John Lovelock, Gartner research vice-president and distinguished analyst, says that because the complexity of software is increasing every year, tools to support software development have also increased in sophistication. “When I wrote software, we’d go through testing use cases,” he says. “Now software is automating testing. The computer uses AI [artificial intelligence] to generate the test scripts.”
There is also demand to provide more and more training data for AI-based applications, says Lovelock. “Some of the new stuff in cars is AI-based, but it is difficult to get AI data. One idea is to create synthetic data to train AI algorithms,” he adds. By 2028, Gartner estimates that almost half of data will be synthetic.

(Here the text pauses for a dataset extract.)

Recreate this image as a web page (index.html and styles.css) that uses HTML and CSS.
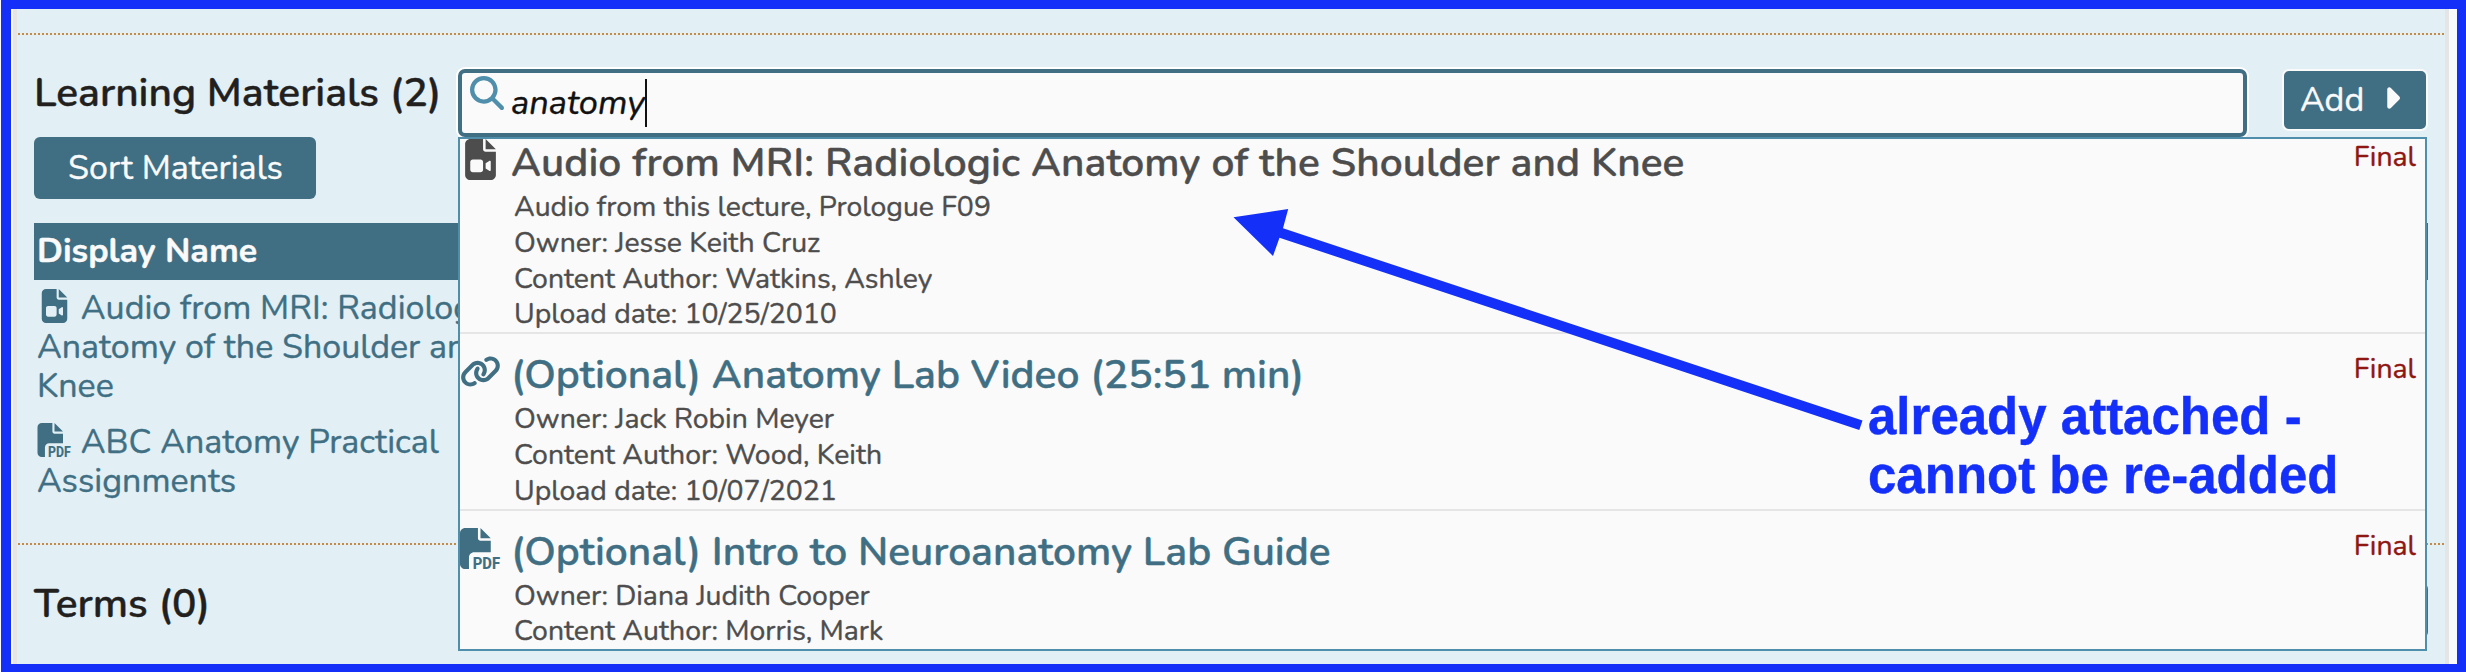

The growth and development of the talent pool is perhaps the most significant aspect of emerging tech to propel companies into becoming truly software-focused.
In a recent article looking at the CIO agenda for the next 12 months, McKinsey urged companies to use their best developers for the most important work. In the article, McKinsey senior partner Aamer Baig wrote: “Just as the military wouldn’t have a top fighter pilot doing basic mechanical work, businesses should give their top developers the highest-priority and most exciting projects.”
According to Baig, leading companies are investing in low-code and no-code platforms, which free up seasoned developers to focus on the most challenging tasks. “CIOs need to put in place a disciplined process to track what top talent is working on and rapidly relocate the most skilled to the most meaningful initiatives,” he says.